= Collected material =
▼
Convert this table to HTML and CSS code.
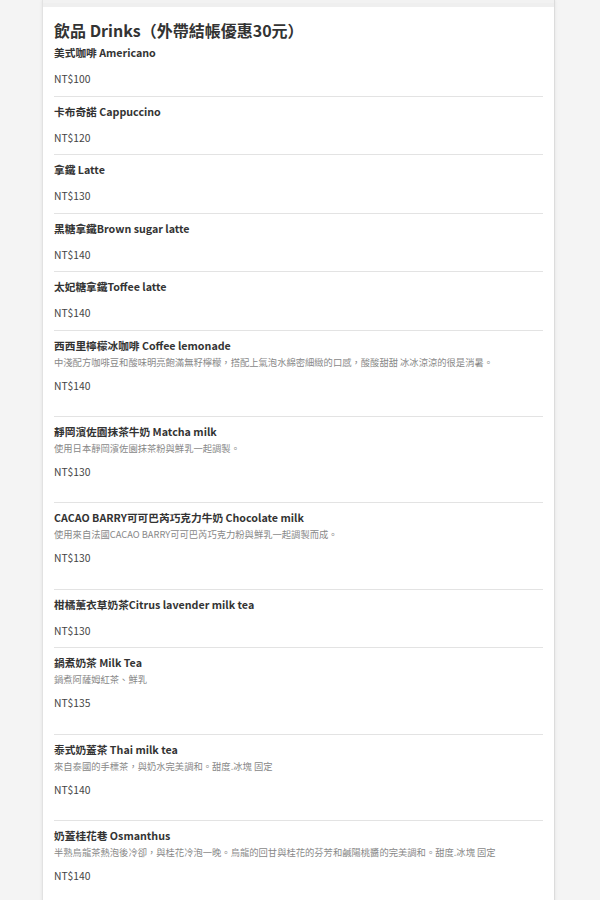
FILE: index.html
```html
<!DOCTYPE html>
<html lang="zh-Hant">
<head>
    <meta charset="UTF-8">
    <meta name="viewport" content="width=device-width, initial-scale=1.0">
    <title>飲品 Drinks</title>
    <link rel="stylesheet" href="styles.css">
</head>
<body>
    <div class="menu">
        <div class="menu-top"></div>
        <div class="section">
            <h2 class="section-title">飲品 Drinks（外帶結帳優惠30元）</h2>
            <div class="item">
                <div class="name">美式咖啡 Americano</div>
                <div class="price">NT$100</div>
            </div>
            <div class="item">
                <div class="name">卡布奇諾 Cappuccino</div>
                <div class="price">NT$120</div>
            </div>
            <div class="item">
                <div class="name">拿鐵 Latte</div>
                <div class="price">NT$130</div>
            </div>
            <div class="item">
                <div class="name">黑糖拿鐵Brown sugar latte</div>
                <div class="price">NT$140</div>
            </div>
            <div class="item">
                <div class="name">太妃糖拿鐵Toffee latte</div>
                <div class="price">NT$140</div>
            </div>
            <div class="item has-desc">
                <div class="name">西西里檸檬冰咖啡 Coffee lemonade</div>
                <div class="desc">中淺配方咖啡豆和酸味明亮飽滿無籽檸檬，搭配上氣泡水綿密細緻的口感，酸酸甜甜 冰冰涼涼的很是消暑。</div>
                <div class="price">NT$140</div>
            </div>
            <div class="item has-desc">
                <div class="name">靜岡濱佐園抹茶牛奶 Matcha milk</div>
                <div class="desc">使用日本靜岡濱佐園抹茶粉與鮮乳一起調製。</div>
                <div class="price">NT$130</div>
            </div>
            <div class="item has-desc">
                <div class="name">CACAO BARRY可可巴芮巧克力牛奶 Chocolate milk</div>
                <div class="desc">使用來自法國CACAO BARRY可可巴芮巧克力粉與鮮乳一起調製而成。</div>
                <div class="price">NT$130</div>
            </div>
            <div class="item">
                <div class="name">柑橘薰衣草奶茶Citrus lavender milk tea</div>
                <div class="price">NT$130</div>
            </div>
            <div class="item has-desc">
                <div class="name">鍋煮奶茶 Milk Tea</div>
                <div class="desc">鍋煮阿薩姆紅茶、鮮乳</div>
                <div class="price">NT$135</div>
            </div>
            <div class="item has-desc">
                <div class="name">泰式奶蓋茶 Thai milk tea</div>
                <div class="desc">來自泰國的手標茶，與奶水完美調和。甜度.冰塊 固定</div>
                <div class="price">NT$140</div>
            </div>
            <div class="item has-desc">
                <div class="name">奶蓋桂花巷 Osmanthus</div>
                <div class="desc">半熟烏龍茶熱泡後冷卻，與桂花冷泡一晚。烏龍的回甘與桂花的芬芳和鹹陽桃醬的完美調和。甜度.冰塊 固定</div>
                <div class="price">NT$140</div>
            </div>
        </div>
    </div>
</body>
</html>
```

FILE: styles.css
```css
body {
    font-family: "Noto Sans CJK TC", "Noto Sans", sans-serif;
    background-color: #f4f4f4;
    color: #333;
    margin: 0;
    overflow: hidden;
}
.menu {
    width: 511px;
    margin-left: 42px;
    background: #fff;
    border-left: 1px solid #e2e2e2;
    border-right: 1px solid #dcdcdc;
    box-shadow: 0 0 3px rgba(0, 0, 0, 0.08);
    min-height: 100vh;
}
.menu-top {
    height: 4px;
    border-top: 3px solid #f2f2f2;
    background: #efefef;
}
.section {
    padding: 12px 11px 0;
}
.section-title {
    font-size: 16px;
    font-weight: 700;
    line-height: 22px;
    margin: 0 0 4px;
    color: #333;
}
.item {
    padding: 7px 0 8.5px;
    border-bottom: 1px solid #e3e3e3;
}
.item:first-of-type {
    padding-top: 0;
}
.item.has-desc {
    padding-bottom: 22.4px;
}
.name {
    font-size: 10.7px;
    font-weight: 700;
    line-height: 16px;
    color: #333;
}
.desc {
    font-size: 9.3px;
    line-height: 16px;
    color: #888;
}
.price {
    font-size: 10.3px;
    line-height: 16px;
    margin-top: 10px;
    color: #444;
}
.has-desc .price {
    margin-top: 8px;
}
```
▲
= Objective =
Make an exact reproduction of the listing above, without any pictures.

= Complete answer =
Convert this table to HTML and CSS code.
FILE: index.html
```html
<!DOCTYPE html>
<html lang="zh-Hant">
<head>
    <meta charset="UTF-8">
    <meta name="viewport" content="width=device-width, initial-scale=1.0">
    <title>飲品 Drinks</title>
    <link rel="stylesheet" href="styles.css">
</head>
<body>
    <div class="menu">
        <div class="menu-top"></div>
        <div class="section">
            <h2 class="section-title">飲品 Drinks（外帶結帳優惠30元）</h2>
            <div class="item">
                <div class="name">美式咖啡 Americano</div>
                <div class="price">NT$100</div>
            </div>
            <div class="item">
                <div class="name">卡布奇諾 Cappuccino</div>
                <div class="price">NT$120</div>
            </div>
            <div class="item">
                <div class="name">拿鐵 Latte</div>
                <div class="price">NT$130</div>
            </div>
            <div class="item">
                <div class="name">黑糖拿鐵Brown sugar latte</div>
                <div class="price">NT$140</div>
            </div>
            <div class="item">
                <div class="name">太妃糖拿鐵Toffee latte</div>
                <div class="price">NT$140</div>
            </div>
            <div class="item has-desc">
                <div class="name">西西里檸檬冰咖啡 Coffee lemonade</div>
                <div class="desc">中淺配方咖啡豆和酸味明亮飽滿無籽檸檬，搭配上氣泡水綿密細緻的口感，酸酸甜甜 冰冰涼涼的很是消暑。</div>
                <div class="price">NT$140</div>
            </div>
            <div class="item has-desc">
                <div class="name">靜岡濱佐園抹茶牛奶 Matcha milk</div>
                <div class="desc">使用日本靜岡濱佐園抹茶粉與鮮乳一起調製。</div>
                <div class="price">NT$130</div>
            </div>
            <div class="item has-desc">
                <div class="name">CACAO BARRY可可巴芮巧克力牛奶 Chocolate milk</div>
                <div class="desc">使用來自法國CACAO BARRY可可巴芮巧克力粉與鮮乳一起調製而成。</div>
                <div class="price">NT$130</div>
            </div>
            <div class="item">
                <div class="name">柑橘薰衣草奶茶Citrus lavender milk tea</div>
                <div class="price">NT$130</div>
            </div>
            <div class="item has-desc">
                <div class="name">鍋煮奶茶 Milk Tea</div>
                <div class="desc">鍋煮阿薩姆紅茶、鮮乳</div>
                <div class="price">NT$135</div>
            </div>
            <div class="item has-desc">
                <div class="name">泰式奶蓋茶 Thai milk tea</div>
                <div class="desc">來自泰國的手標茶，與奶水完美調和。甜度.冰塊 固定</div>
                <div class="price">NT$140</div>
            </div>
            <div class="item has-desc">
                <div class="name">奶蓋桂花巷 Osmanthus</div>
                <div class="desc">半熟烏龍茶熱泡後冷卻，與桂花冷泡一晚。烏龍的回甘與桂花的芬芳和鹹陽桃醬的完美調和。甜度.冰塊 固定</div>
                <div class="price">NT$140</div>
            </div>
        </div>
    </div>
</body>
</html>
```

FILE: styles.css
```css
body {
    font-family: "Noto Sans CJK TC", "Noto Sans", sans-serif;
    background-color: #f4f4f4;
    color: #333;
    margin: 0;
    overflow: hidden;
}
.menu {
    width: 511px;
    margin-left: 42px;
    background: #fff;
    border-left: 1px solid #e2e2e2;
    border-right: 1px solid #dcdcdc;
    box-shadow: 0 0 3px rgba(0, 0, 0, 0.08);
    min-height: 100vh;
}
.menu-top {
    height: 4px;
    border-top: 3px solid #f2f2f2;
    background: #efefef;
}
.section {
    padding: 12px 11px 0;
}
.section-title {
    font-size: 16px;
    font-weight: 700;
    line-height: 22px;
    margin: 0 0 4px;
    color: #333;
}
.item {
    padding: 7px 0 8.5px;
    border-bottom: 1px solid #e3e3e3;
}
.item:first-of-type {
    padding-top: 0;
}
.item.has-desc {
    padding-bottom: 22.4px;
}
.name {
    font-size: 10.7px;
    font-weight: 700;
    line-height: 16px;
    color: #333;
}
.desc {
    font-size: 9.3px;
    line-height: 16px;
    color: #888;
}
.price {
    font-size: 10.3px;
    line-height: 16px;
    margin-top: 10px;
    color: #444;
}
.has-desc .price {
    margin-top: 8px;
}
```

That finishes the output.